What lesson in Judaism have the Emanuel kids learned from this Bar Mitzvah trip?  I have no idea of the conversations among the family, but it seems to me that they and Israeli kids learned one unfortunate thing.  Jews who make it big in Chutz La'Aretz, abroad, get treated better by the Israeli authorities than ordinary Israelis.

And if the government really wanted to give to a special Bar Mitzvah, the special group Bar/Bat Mitzvah of deaf and hearing impaired kids deserve it more than the comfortably well-off and very well connected Zach Emanuel.  Too bad the Emanuel family didn't decide to share their simcha, joyous occasion, with others.  Joining that special Bar Mitzvah would be a better lesson than eating traif (forbidden) squid in Eilat.


Anonymous said...

you missed the most important issue. Neither his wife nor kids are Jewish

Batya said...

ah hah
Thank you for that bit of info.

Anonymous said...

In which case, the last place this family should go to is the Kotel.

B"H, at least Rahm Emanuel has cut himself off from the Jewish people. Good riddance!

Anonymous said...

Emanuel's Rabbi skirts the subject:

Rahm Emanuel's Judaism Through His Rabbi's Eyes

Some things are better not interviewed.

Batya said...

Shy, I didn't find a reference to his wife's religion, conversion etc, unless I just missed it.

I do know that a cousin was rejected from MO shuls, because her husband isn't Jewish, although the kids are. So, if this MO shul accepts them, then I presume that isn't a problem, but I don't know. There's a difference of course.

Also, membership in an MO shul, or any other, doesn't require observance. There are other reasons people join.

If someone can give facts, I'd appreciate the comment. Thanks

Ibrahimblogs said...

I completely agree with you. Special treatment should be given to those who need them genuinely.

Keep blogging!!

This is Ibrahim from Israeli Uncensored News

Anonymous said...

Batya, I won't give one link I have because it's not verifiable. However, here is what Rabbi Lopatin himself said:

"Please read and reread Wikipedia carefully: It does not mention who converted Amy Rule, nor does it say that it was an Orthodox conversion. Rahm Emanuel and his family are well liked members of our Modern Orthodox synagogue, but we are proud that Anshe Sholom attracts many members who would not necessarily classify themselves as Orthodox – or as any denomination. We strive to be inclusive and non-judgmental. People would have to ask Rahm and Amy what denomination, if any, they feel they are part of."
- GUEST POST: Rabbi Asher Lopatin On Rahm Emmanuel, The Conference Call, And Pekuakh Nefesh

If I were the rabbi of someone attending my synagogue, no matter how Bedi'avad a member's conversion is, the first thing I would do is stand up for them - and especially their children - and tell everyone how disgraceful it is to question these people's membership in the Jewish nation.

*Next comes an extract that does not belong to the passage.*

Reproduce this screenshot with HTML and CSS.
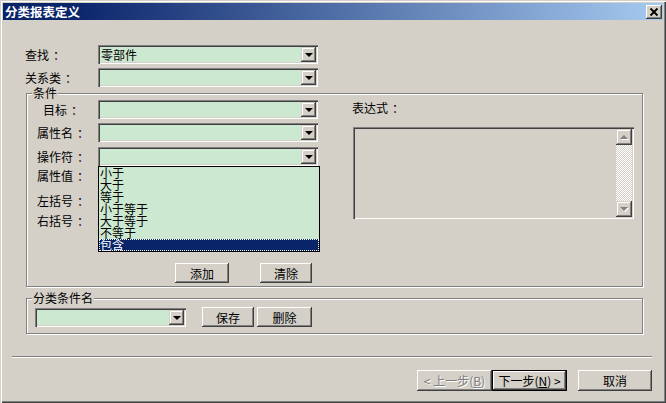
FILE: index.html
```html
<!DOCTYPE html>
<html lang="zh-CN">
<head>
    <meta charset="UTF-8">
    <title>分类报表定义</title>
    <link rel="stylesheet" href="styles.css">
</head>
<body>
    <div class="window">
        <div class="titlebar">
            <span class="title">分类报表定义</span>
            <span class="close-btn">
                <svg width="16" height="14" viewBox="0 0 16 14">
                    <path d="M4.5 3.5 L11.5 10.5 M11.5 3.5 L4.5 10.5" stroke="#000" stroke-width="1.8" fill="none"/>
                </svg>
            </span>
        </div>

        <div class="top-row first">
            <label class="lbl">查找<span class="colon">：</span></label>
            <div class="combo"><span class="combo-text">零部件</span><span class="drop-btn"></span></div>
        </div>
        <div class="top-row second">
            <label class="lbl">关系类<span class="colon">：</span></label>
            <div class="combo"><span class="combo-text"></span><span class="drop-btn"></span></div>
        </div>

        <div class="group cond">
            <span class="legend">条件</span>
            <div class="cond-left">
                <div class="row r-target">
                    <label class="lbl indent">目标<span class="colon">：</span></label>
                    <div class="combo"><span class="combo-text"></span><span class="drop-btn"></span></div>
                </div>
                <div class="row r-attr">
                    <label class="lbl">属性名<span class="colon">：</span></label>
                    <div class="combo"><span class="combo-text"></span><span class="drop-btn"></span></div>
                </div>
                <div class="row r-op">
                    <label class="lbl">操作符<span class="colon">：</span></label>
                    <div class="combo open">
                        <span class="combo-text"></span><span class="drop-btn"></span>
                        <ul class="droplist">
                            <li>小于</li>
                            <li>大于</li>
                            <li>等于</li>
                            <li>小于等于</li>
                            <li>大于等于</li>
                            <li>不等于</li>
                            <li class="selected">包含</li>
                        </ul>
                    </div>
                </div>
                <div class="row r-val"><label class="lbl">属性值<span class="colon">：</span></label></div>
                <div class="row r-lp"><label class="lbl">左括号<span class="colon">：</span></label></div>
                <div class="row r-rp"><label class="lbl">右括号<span class="colon">：</span></label></div>
                <div class="btn-row">
                    <button class="btn add">添加</button>
                    <button class="btn clear">清除</button>
                </div>
            </div>
            <div class="cond-right">
                <div class="expr-label">表达式<span class="colon">：</span></div>
                <div class="textarea">
                    <div class="vscroll">
                        <span class="sb-btn up"></span>
                        <span class="sb-track"></span>
                        <span class="sb-btn down"></span>
                    </div>
                </div>
            </div>
        </div>

        <div class="group save-group">
            <span class="legend">分类条件名</span>
            <div class="combo name-combo"><span class="combo-text"></span><span class="drop-btn"></span></div>
            <button class="btn save">保存</button>
            <button class="btn del">删除</button>
        </div>

        <div class="separator"></div>

        <div class="footer">
            <button class="btn wide" disabled>&lt; 上一步(<u>B</u>)</button>
            <button class="btn wide default">下一步(<u>N</u>) &gt;</button>
            <button class="btn wide cancel">取消</button>
        </div>
    </div>
</body>
</html>
```

FILE: styles.css
```css
* {
    margin: 0;
    padding: 0;
    box-sizing: border-box;
}

body {
    background: #d4d0c8;
    font-family: "Noto Sans CJK SC", "Liberation Sans", sans-serif;
    font-size: 12px;
    color: #000;
}

.window {
    width: 666px;
    height: 403px;
    padding: 3px;
    background: #d4d0c8;
    box-shadow: inset 1px 1px #d4d0c8, inset 2px 2px #fff,
                inset -1px -1px #404040, inset -2px -2px #808080;
}

.titlebar {
    height: 17px;
    display: flex;
    align-items: center;
    justify-content: space-between;
    background: linear-gradient(90deg, #0a246a 10%, #a6caf0);
}

.title {
    color: #fff;
    font-weight: bold;
    font-size: 12.5px;
    padding-left: 2px;
    line-height: 17px;
}

.close-btn {
    width: 16px;
    height: 14px;
    margin-right: 1px;
    background: #d4d0c8;
    box-shadow: inset -1px -1px #404040, inset 1px 1px #fff,
                inset -2px -2px #808080;
    display: flex;
}

/* rows */
.top-row {
    display: flex;
    align-items: center;
    height: 19px;
    margin-left: 22px;
}

.top-row .lbl {
    width: 73px;
}

.first {
    margin-top: 25px;
}

.second {
    margin-top: 4px;
}

.lbl {
    line-height: 19px;
    white-space: nowrap;
}

.colon {
    padding-left: 4px;
}

/* combo box */
.combo {
    position: relative;
    width: 220px;
    height: 19px;
    padding: 2px;
    display: flex;
    background: #cde8d0;
    box-shadow: inset 1px 1px #808080, inset 2px 2px #404040,
                inset -1px -1px #fff, inset -2px -2px #d4d0c8;
}

.combo-text {
    flex: 1;
    padding-left: 1px;
    line-height: 15px;
}

.drop-btn {
    width: 15px;
    height: 15px;
    background: #d4d0c8;
    box-shadow: inset -1px -1px #404040, inset 1px 1px #d4d0c8,
                inset -2px -2px #808080, inset 2px 2px #fff;
    display: flex;
    align-items: center;
    justify-content: center;
}

.drop-btn::after {
    content: '';
    border-left: 4px solid transparent;
    border-right: 4px solid transparent;
    border-top: 4px solid #000;
    margin-top: 1px;
}

.droplist {
    position: absolute;
    top: 100%;
    left: 0;
    width: 222px;
    list-style: none;
    background: #cde8d0;
    border: 1px solid #000;
    z-index: 5;
}

.droplist li {
    line-height: 12px;
    height: 12px;
    padding-left: 1px;
}

.droplist .selected {
    background: #0a246a;
    color: #fff;
    outline: 1px dotted #fff;
    outline-offset: -1px;
}

/* group boxes */
.group {
    position: relative;
    margin-left: 23px;
    width: 617px;
    border: 1px solid #808080;
    box-shadow: inset 1px 1px #fff, 1px 1px #fff;
}

.legend {
    position: absolute;
    top: -8px;
    left: 5px;
    padding: 0 1px;
    line-height: 14px;
    background: #d4d0c8;
}

.cond {
    margin-top: 6px;
    height: 194px;
    display: flex;
}

.cond-left {
    width: 291px;
    padding-top: 6px;
}

.row {
    display: flex;
    align-items: center;
    height: 19px;
}

.row .lbl {
    width: 71px;
    padding-left: 10px;
}

.row .lbl.indent {
    padding-left: 16px;
}

.r-attr {
    margin-top: 4px;
}

.r-op {
    margin-top: 5px;
}

.r-lp {
    margin-top: 6px;
}

.r-rp {
    margin-top: 1px;
}

.btn-row {
    display: flex;
    margin-top: 33px;
    margin-left: 148px;
}

/* buttons */
.btn {
    height: 20px;
    border: none;
    background: #d4d0c8;
    font-family: inherit;
    font-size: 12px;
    color: #000;
    box-shadow: inset -1px -1px #404040, inset 1px 1px #fff,
                inset -2px -2px #808080, inset 2px 2px #d4d0c8;
}

.add {
    width: 54px;
}

.clear {
    width: 52px;
    margin-left: 31px;
}

.cond-right {
    margin-left: 34px;
    padding-top: 7px;
}

.expr-label {
    line-height: 14px;
}

.textarea {
    margin-top: 12px;
    margin-left: 1px;
    width: 281px;
    height: 92px;
    padding: 2px;
    display: flex;
    justify-content: flex-end;
    background: #d4d0c8;
    box-shadow: inset 1px 1px #808080, inset 2px 2px #404040,
                inset -1px -1px #fff, inset -2px -2px #d4d0c8;
}

.vscroll {
    width: 16px;
    display: flex;
    flex-direction: column;
}

.sb-btn {
    height: 16px;
    background: #d4d0c8;
    box-shadow: inset -1px -1px #404040, inset 1px 1px #d4d0c8,
                inset -2px -2px #808080, inset 2px 2px #fff;
    display: flex;
    align-items: center;
    justify-content: center;
}

.sb-btn.up::after {
    content: '';
    border-left: 4px solid transparent;
    border-right: 4px solid transparent;
    border-bottom: 4px solid #808080;
    filter: drop-shadow(1px 1px 0 #fff);
}

.sb-btn.down::after {
    content: '';
    border-left: 4px solid transparent;
    border-right: 4px solid transparent;
    border-top: 4px solid #808080;
    filter: drop-shadow(1px 1px 0 #fff);
}

.sb-track {
    flex: 1;
    background: repeating-conic-gradient(#fff 0 25%, #d4d0c8 0 50%) 0 0 / 2px 2px;
}

/* save group */
.save-group {
    margin-top: 11px;
    height: 36px;
    display: flex;
    align-items: flex-start;
    padding: 8px 0 0 8px;
}

.name-combo {
    width: 151px;
    margin-top: 1px;
}

.save {
    width: 52px;
    margin-left: 16px;
}

.del {
    width: 55px;
    margin-left: 3px;
}

.separator {
    margin: 22px 0 0 9px;
    width: 640px;
    border-top: 1px solid #808080;
    border-bottom: 1px solid #fff;
}

.footer {
    display: flex;
    justify-content: flex-end;
    margin-top: 12px;
    padding-right: 11px;
}

.wide {
    width: 75px;
    height: 21px;
}

.btn:disabled {
    color: #808080;
    text-shadow: 1px 1px #fff;
}

.default {
    border: 1px solid #000;
    box-shadow: inset -1px -1px #404040, inset 1px 1px #fff,
                inset -2px -2px #808080;
}

.cancel {
    width: 74px;
    margin-left: 11px;
}
```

But Lopatin - like in the article I linked to earlier - skirts the issue. He actually does worse.

Anonymous said...

Most 'Jews' are Middle East DNA only on the xy side of inheritance; mitochondrial inheritance is European preponderantly.

So how does that square with halacha?

Itsvan Bakony (nom de plume presumably) has some interesting insights.

Incidentally, research on
Arthur Ernest Mourant's "The Genetics of Jews" (1978) could be fruitful, especially in light of later DNA research.